Travel as we've known it may never be the same again. It's not at all clear when different countries might change their current border lockdowns. You can probably get out of your home country, but it's not clear what other countries would admit you right now. Even state-to-state travel can get complicated with some states requiring a 14-day quarantine period for anyone entering from another state. And should those state quarantine requirements be lifted, I'm not sure I want to get on an airplane. Will "Road trip!" be the new way to go? "Shotgun!"
The local paper ran an article yesterday reporting that a majority of local residents do not support the partial reopening of the state (minus Northern Virginia) starting Friday.
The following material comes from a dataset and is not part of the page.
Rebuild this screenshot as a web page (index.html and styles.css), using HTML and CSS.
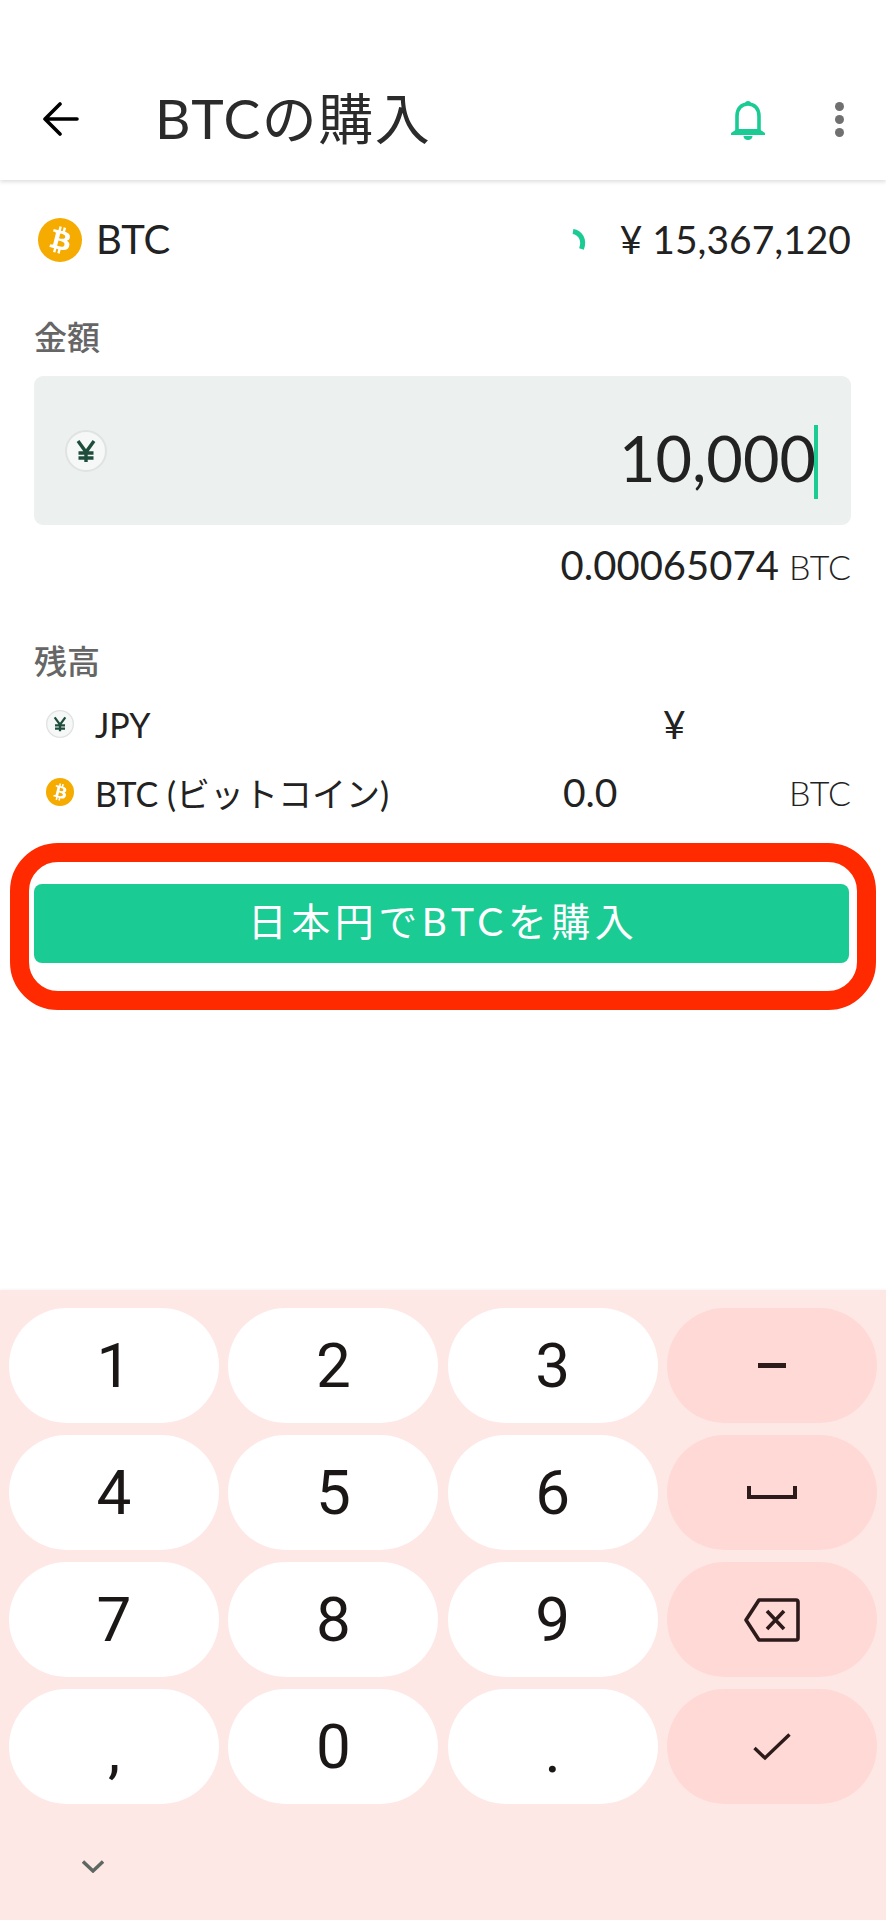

I hope those people vote with their feet and stay at home. I hope that things work out and that the decline in the relevant metrics continues, but I won't hold my breath. We'll see what things look like after Memorial Day.
1 comment:
We just don't know what the future will look like. I'm certain that I won't be leaving the country this year, my quilting weekend a couple of hundred miles away in early July is probably toast but the knitting retreat in September may yet be a runner. All this effort I put into getting out of the house and meeting people - well, it was nice while it lasted.
We had fish on a tile in Turkey (a curved roof tile) and a rich meat stew sealed into a clay pot, baked and the pot cracked open at the table. I guess they both originated in the days of the communal oven.